WHAT THE TASK ASKS → Write out the material again word for word, dropping any images it holds.

STORED DATA →
+===+

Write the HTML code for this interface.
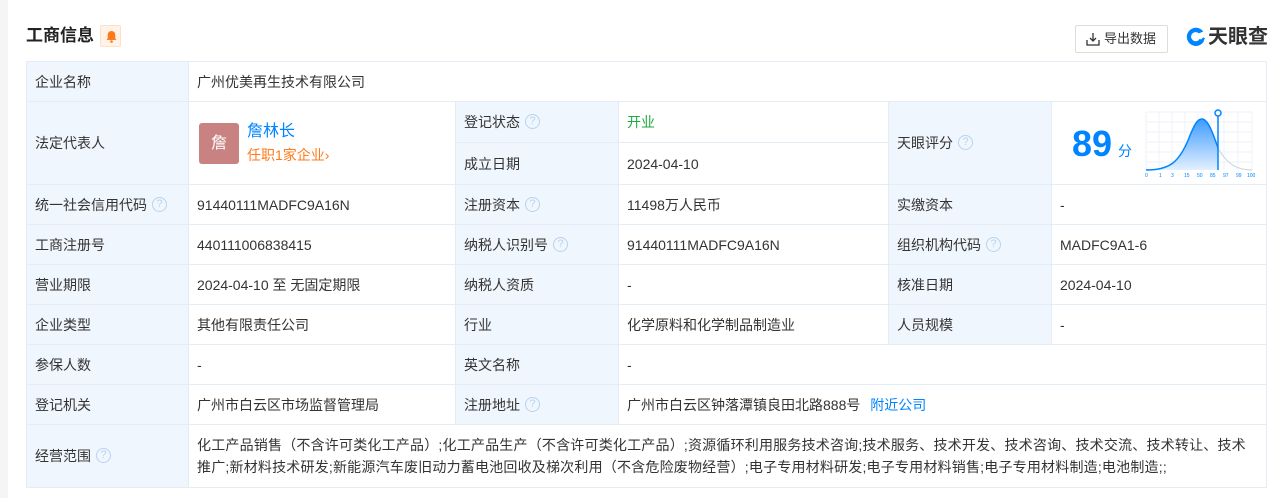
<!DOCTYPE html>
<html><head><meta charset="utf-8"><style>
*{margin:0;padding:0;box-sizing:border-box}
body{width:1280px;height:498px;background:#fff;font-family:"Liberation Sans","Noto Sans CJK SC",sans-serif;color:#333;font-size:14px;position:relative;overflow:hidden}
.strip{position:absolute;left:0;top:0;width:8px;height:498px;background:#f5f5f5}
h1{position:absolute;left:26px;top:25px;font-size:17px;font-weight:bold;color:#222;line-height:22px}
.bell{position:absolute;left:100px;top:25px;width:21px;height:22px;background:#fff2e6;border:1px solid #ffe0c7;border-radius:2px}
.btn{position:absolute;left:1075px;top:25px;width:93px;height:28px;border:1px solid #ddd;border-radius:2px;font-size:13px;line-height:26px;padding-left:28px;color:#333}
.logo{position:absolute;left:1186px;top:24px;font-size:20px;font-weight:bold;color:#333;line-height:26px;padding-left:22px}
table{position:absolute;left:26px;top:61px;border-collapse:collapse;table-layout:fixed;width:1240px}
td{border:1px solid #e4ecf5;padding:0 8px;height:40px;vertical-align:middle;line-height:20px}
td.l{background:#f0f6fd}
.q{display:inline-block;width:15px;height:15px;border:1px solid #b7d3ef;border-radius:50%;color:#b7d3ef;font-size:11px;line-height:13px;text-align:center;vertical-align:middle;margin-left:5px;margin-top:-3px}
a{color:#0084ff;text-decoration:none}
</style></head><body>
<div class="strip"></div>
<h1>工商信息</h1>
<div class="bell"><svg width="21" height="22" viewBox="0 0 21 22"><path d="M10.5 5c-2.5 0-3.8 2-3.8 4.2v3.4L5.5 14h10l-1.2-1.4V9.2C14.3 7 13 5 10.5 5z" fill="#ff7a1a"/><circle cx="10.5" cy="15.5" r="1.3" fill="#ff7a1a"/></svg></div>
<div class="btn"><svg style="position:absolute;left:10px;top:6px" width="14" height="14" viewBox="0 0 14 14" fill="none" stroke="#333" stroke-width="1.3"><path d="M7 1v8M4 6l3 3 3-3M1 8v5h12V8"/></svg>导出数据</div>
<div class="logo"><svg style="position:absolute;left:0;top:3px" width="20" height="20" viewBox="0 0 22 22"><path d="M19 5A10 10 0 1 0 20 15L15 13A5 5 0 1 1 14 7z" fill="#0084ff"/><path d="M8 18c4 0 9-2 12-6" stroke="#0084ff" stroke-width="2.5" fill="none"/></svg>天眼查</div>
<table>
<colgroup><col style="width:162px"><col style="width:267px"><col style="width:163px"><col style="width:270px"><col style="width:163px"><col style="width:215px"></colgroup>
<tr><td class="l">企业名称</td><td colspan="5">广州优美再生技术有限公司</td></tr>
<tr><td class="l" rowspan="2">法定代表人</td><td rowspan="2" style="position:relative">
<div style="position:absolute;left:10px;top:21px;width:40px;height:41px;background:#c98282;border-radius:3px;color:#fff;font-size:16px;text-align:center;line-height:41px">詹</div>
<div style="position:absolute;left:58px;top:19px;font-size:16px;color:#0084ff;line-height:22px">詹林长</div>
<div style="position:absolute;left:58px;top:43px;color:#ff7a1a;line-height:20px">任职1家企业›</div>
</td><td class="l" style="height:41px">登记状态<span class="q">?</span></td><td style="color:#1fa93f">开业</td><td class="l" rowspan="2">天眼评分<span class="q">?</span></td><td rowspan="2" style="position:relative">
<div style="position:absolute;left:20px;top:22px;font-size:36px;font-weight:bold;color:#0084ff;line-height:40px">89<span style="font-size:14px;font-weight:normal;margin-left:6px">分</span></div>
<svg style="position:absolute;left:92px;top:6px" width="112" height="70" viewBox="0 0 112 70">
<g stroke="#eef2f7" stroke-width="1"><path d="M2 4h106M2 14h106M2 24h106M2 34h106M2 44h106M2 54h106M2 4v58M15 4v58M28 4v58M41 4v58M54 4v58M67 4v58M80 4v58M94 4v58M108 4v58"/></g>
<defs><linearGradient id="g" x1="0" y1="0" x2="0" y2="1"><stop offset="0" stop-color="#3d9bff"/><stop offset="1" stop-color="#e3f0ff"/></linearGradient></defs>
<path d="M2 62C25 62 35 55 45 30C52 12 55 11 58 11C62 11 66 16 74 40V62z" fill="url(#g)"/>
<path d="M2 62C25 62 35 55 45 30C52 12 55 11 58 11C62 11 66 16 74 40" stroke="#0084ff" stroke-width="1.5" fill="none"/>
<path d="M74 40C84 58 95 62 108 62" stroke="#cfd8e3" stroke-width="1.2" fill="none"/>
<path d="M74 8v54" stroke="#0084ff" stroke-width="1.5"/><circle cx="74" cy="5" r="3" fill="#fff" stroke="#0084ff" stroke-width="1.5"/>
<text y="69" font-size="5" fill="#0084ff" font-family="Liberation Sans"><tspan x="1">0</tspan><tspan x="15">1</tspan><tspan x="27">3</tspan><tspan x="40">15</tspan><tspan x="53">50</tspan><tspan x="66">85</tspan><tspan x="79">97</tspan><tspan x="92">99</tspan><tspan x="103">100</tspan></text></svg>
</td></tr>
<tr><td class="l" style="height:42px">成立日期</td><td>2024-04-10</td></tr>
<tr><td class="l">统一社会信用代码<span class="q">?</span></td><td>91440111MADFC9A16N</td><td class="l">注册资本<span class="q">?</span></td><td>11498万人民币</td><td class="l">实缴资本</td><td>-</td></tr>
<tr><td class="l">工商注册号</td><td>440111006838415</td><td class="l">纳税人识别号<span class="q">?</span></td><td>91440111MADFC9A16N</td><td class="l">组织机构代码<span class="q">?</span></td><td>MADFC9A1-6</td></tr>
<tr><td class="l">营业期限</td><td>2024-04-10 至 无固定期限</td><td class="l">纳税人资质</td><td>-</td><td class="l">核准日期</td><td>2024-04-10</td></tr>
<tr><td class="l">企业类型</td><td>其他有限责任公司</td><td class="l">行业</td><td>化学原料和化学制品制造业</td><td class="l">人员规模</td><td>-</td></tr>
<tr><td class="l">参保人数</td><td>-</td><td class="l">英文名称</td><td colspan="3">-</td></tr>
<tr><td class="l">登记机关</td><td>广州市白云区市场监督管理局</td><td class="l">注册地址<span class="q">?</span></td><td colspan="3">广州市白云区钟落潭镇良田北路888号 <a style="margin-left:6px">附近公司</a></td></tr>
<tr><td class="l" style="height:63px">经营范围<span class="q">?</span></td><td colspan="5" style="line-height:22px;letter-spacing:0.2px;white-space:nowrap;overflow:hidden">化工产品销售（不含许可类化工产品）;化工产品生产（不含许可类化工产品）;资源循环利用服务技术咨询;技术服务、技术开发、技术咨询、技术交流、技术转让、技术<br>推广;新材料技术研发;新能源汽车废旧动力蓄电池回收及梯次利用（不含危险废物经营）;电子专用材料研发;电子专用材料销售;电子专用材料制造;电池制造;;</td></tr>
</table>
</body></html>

+===+

THE SOLUTION →
Write the HTML code for this interface.
<!DOCTYPE html>
<html><head><meta charset="utf-8"><style>
*{margin:0;padding:0;box-sizing:border-box}
body{width:1280px;height:498px;background:#fff;font-family:"Liberation Sans","Noto Sans CJK SC",sans-serif;color:#333;font-size:14px;position:relative;overflow:hidden}
.strip{position:absolute;left:0;top:0;width:8px;height:498px;background:#f5f5f5}
h1{position:absolute;left:26px;top:25px;font-size:17px;font-weight:bold;color:#222;line-height:22px}
.bell{position:absolute;left:100px;top:25px;width:21px;height:22px;background:#fff2e6;border:1px solid #ffe0c7;border-radius:2px}
.btn{position:absolute;left:1075px;top:25px;width:93px;height:28px;border:1px solid #ddd;border-radius:2px;font-size:13px;line-height:26px;padding-left:28px;color:#333}
.logo{position:absolute;left:1186px;top:24px;font-size:20px;font-weight:bold;color:#333;line-height:26px;padding-left:22px}
table{position:absolute;left:26px;top:61px;border-collapse:collapse;table-layout:fixed;width:1240px}
td{border:1px solid #e4ecf5;padding:0 8px;height:40px;vertical-align:middle;line-height:20px}
td.l{background:#f0f6fd}
.q{display:inline-block;width:15px;height:15px;border:1px solid #b7d3ef;border-radius:50%;color:#b7d3ef;font-size:11px;line-height:13px;text-align:center;vertical-align:middle;margin-left:5px;margin-top:-3px}
a{color:#0084ff;text-decoration:none}
</style></head><body>
<div class="strip"></div>
<h1>工商信息</h1>
<div class="bell"><svg width="21" height="22" viewBox="0 0 21 22"><path d="M10.5 5c-2.5 0-3.8 2-3.8 4.2v3.4L5.5 14h10l-1.2-1.4V9.2C14.3 7 13 5 10.5 5z" fill="#ff7a1a"/><circle cx="10.5" cy="15.5" r="1.3" fill="#ff7a1a"/></svg></div>
<div class="btn"><svg style="position:absolute;left:10px;top:6px" width="14" height="14" viewBox="0 0 14 14" fill="none" stroke="#333" stroke-width="1.3"><path d="M7 1v8M4 6l3 3 3-3M1 8v5h12V8"/></svg>导出数据</div>
<div class="logo"><svg style="position:absolute;left:0;top:3px" width="20" height="20" viewBox="0 0 22 22"><path d="M19 5A10 10 0 1 0 20 15L15 13A5 5 0 1 1 14 7z" fill="#0084ff"/><path d="M8 18c4 0 9-2 12-6" stroke="#0084ff" stroke-width="2.5" fill="none"/></svg>天眼查</div>
<table>
<colgroup><col style="width:162px"><col style="width:267px"><col style="width:163px"><col style="width:270px"><col style="width:163px"><col style="width:215px"></colgroup>
<tr><td class="l">企业名称</td><td colspan="5">广州优美再生技术有限公司</td></tr>
<tr><td class="l" rowspan="2">法定代表人</td><td rowspan="2" style="position:relative">
<div style="position:absolute;left:10px;top:21px;width:40px;height:41px;background:#c98282;border-radius:3px;color:#fff;font-size:16px;text-align:center;line-height:41px">詹</div>
<div style="position:absolute;left:58px;top:19px;font-size:16px;color:#0084ff;line-height:22px">詹林长</div>
<div style="position:absolute;left:58px;top:43px;color:#ff7a1a;line-height:20px">任职1家企业›</div>
</td><td class="l" style="height:41px">登记状态<span class="q">?</span></td><td style="color:#1fa93f">开业</td><td class="l" rowspan="2">天眼评分<span class="q">?</span></td><td rowspan="2" style="position:relative">
<div style="position:absolute;left:20px;top:22px;font-size:36px;font-weight:bold;color:#0084ff;line-height:40px">89<span style="font-size:14px;font-weight:normal;margin-left:6px">分</span></div>
<svg style="position:absolute;left:92px;top:6px" width="112" height="70" viewBox="0 0 112 70">
<g stroke="#eef2f7" stroke-width="1"><path d="M2 4h106M2 14h106M2 24h106M2 34h106M2 44h106M2 54h106M2 4v58M15 4v58M28 4v58M41 4v58M54 4v58M67 4v58M80 4v58M94 4v58M108 4v58"/></g>
<defs><linearGradient id="g" x1="0" y1="0" x2="0" y2="1"><stop offset="0" stop-color="#3d9bff"/><stop offset="1" stop-color="#e3f0ff"/></linearGradient></defs>
<path d="M2 62C25 62 35 55 45 30C52 12 55 11 58 11C62 11 66 16 74 40V62z" fill="url(#g)"/>
<path d="M2 62C25 62 35 55 45 30C52 12 55 11 58 11C62 11 66 16 74 40" stroke="#0084ff" stroke-width="1.5" fill="none"/>
<path d="M74 40C84 58 95 62 108 62" stroke="#cfd8e3" stroke-width="1.2" fill="none"/>
<path d="M74 8v54" stroke="#0084ff" stroke-width="1.5"/><circle cx="74" cy="5" r="3" fill="#fff" stroke="#0084ff" stroke-width="1.5"/>
<text y="69" font-size="5" fill="#0084ff" font-family="Liberation Sans"><tspan x="1">0</tspan><tspan x="15">1</tspan><tspan x="27">3</tspan><tspan x="40">15</tspan><tspan x="53">50</tspan><tspan x="66">85</tspan><tspan x="79">97</tspan><tspan x="92">99</tspan><tspan x="103">100</tspan></text></svg>
</td></tr>
<tr><td class="l" style="height:42px">成立日期</td><td>2024-04-10</td></tr>
<tr><td class="l">统一社会信用代码<span class="q">?</span></td><td>91440111MADFC9A16N</td><td class="l">注册资本<span class="q">?</span></td><td>11498万人民币</td><td class="l">实缴资本</td><td>-</td></tr>
<tr><td class="l">工商注册号</td><td>440111006838415</td><td class="l">纳税人识别号<span class="q">?</span></td><td>91440111MADFC9A16N</td><td class="l">组织机构代码<span class="q">?</span></td><td>MADFC9A1-6</td></tr>
<tr><td class="l">营业期限</td><td>2024-04-10 至 无固定期限</td><td class="l">纳税人资质</td><td>-</td><td class="l">核准日期</td><td>2024-04-10</td></tr>
<tr><td class="l">企业类型</td><td>其他有限责任公司</td><td class="l">行业</td><td>化学原料和化学制品制造业</td><td class="l">人员规模</td><td>-</td></tr>
<tr><td class="l">参保人数</td><td>-</td><td class="l">英文名称</td><td colspan="3">-</td></tr>
<tr><td class="l">登记机关</td><td>广州市白云区市场监督管理局</td><td class="l">注册地址<span class="q">?</span></td><td colspan="3">广州市白云区钟落潭镇良田北路888号 <a style="margin-left:6px">附近公司</a></td></tr>
<tr><td class="l" style="height:63px">经营范围<span class="q">?</span></td><td colspan="5" style="line-height:22px;letter-spacing:0.2px;white-space:nowrap;overflow:hidden">化工产品销售（不含许可类化工产品）;化工产品生产（不含许可类化工产品）;资源循环利用服务技术咨询;技术服务、技术开发、技术咨询、技术交流、技术转让、技术<br>推广;新材料技术研发;新能源汽车废旧动力蓄电池回收及梯次利用（不含危险废物经营）;电子专用材料研发;电子专用材料销售;电子专用材料制造;电池制造;;</td></tr>
</table>
</body></html>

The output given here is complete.